A shock British election result that left no single party with a clear claim to power hit sterling yesterday and left the dollar on course for its best day in over a month.

The outcome of the snap poll, called by Prime Minister Theresa May to try to bolster her parliamentary majority, was a blow to investors who had already weathered major risk events in the United States and Europe the previous day.

But the reaction as it unfolded suggested a more limited impact than after last year’s Brexit vote, which triggered a prolonged decline in the pound and unsettled other assets.

After a sharp initial fall, the pound steadied early in European trading and then began to claw back ground. Safe-haven gold and US Treasuries drifted lower and futures markets pointed to Wall Street opening modestly higher.

“The uncertainty is bad news for sterling,” said Bank of America, Merrill Lynch European equity & cross-asset strategist James Barty.

“I think for the global market it doesn’t matter. Unlike Brexit, this is a very UK-specific thing.”

Bets that another drop in sterling would flatter international firms’ profits pushed London’s FTSE as much as one per cent higher but it was up a more limited 0.4 per cent by mid-session.

Bourses in Frankfurt, Paris and Milan had also slipped back to leave MSCI’s closely-followed 46-country ‘All World’ index down 0.1 per cent and set for its first weekly fall since mid-April.

The pound shed more than two per cent against the dollar, dropping as low as $1.2636 and 88.6 pence per euro – two- and six-month troughs – before recovering all the way to $1.2741 and 87.70.

Yields on 10-year gilts also ticked higher after falling to one per cent.

There was much less drama elsewhere. E-mini futures for the S&P 500 edged up 0.1 per cent. Japan’s Nikkei added 0.5 per cent and MSCI’s broadest index of Asia-Pacific shares outside Japan ended the day all but flat.

The Japanese yen eased to 110.40 per dollar, while the euro was down 0.35 per cent against the US currency at $1.1173.

The single currency had slipped overnight when the European Central Bank cut forecasts for inflation and said it had not discussed scaling back its massive bond-buying campaign, sending bond yields to multi-month lows.

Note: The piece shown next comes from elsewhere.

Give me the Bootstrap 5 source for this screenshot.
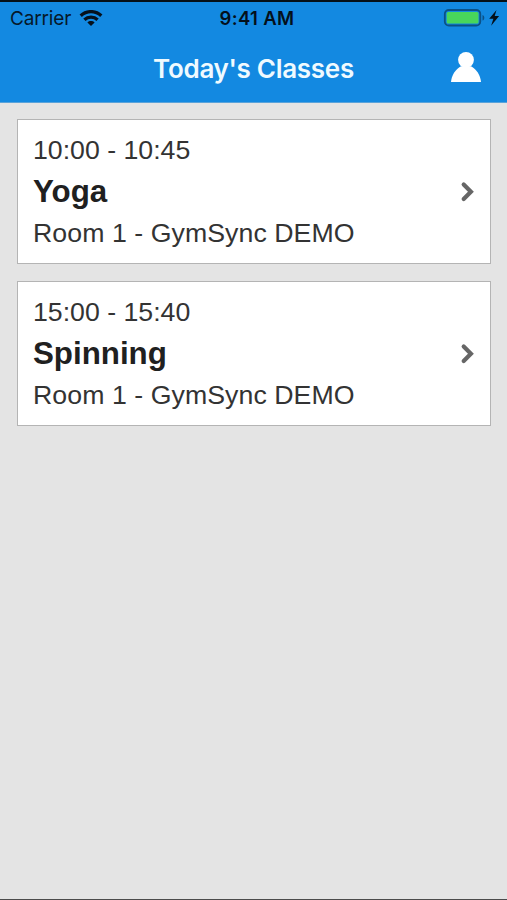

In commodity markets, spot gold was 0.3 per cent lower at $1,274.45 an ounce.

Oil prices remained subdued, with Brent having settled at its lowest since November 29, the eve of an OPEC production cut deal.

US crude futures was flat at $45.63 a barrel, with Brent crude at $47.84. Both benchmarks are down roughly four per cent in what will be a third consecutive weekly fall.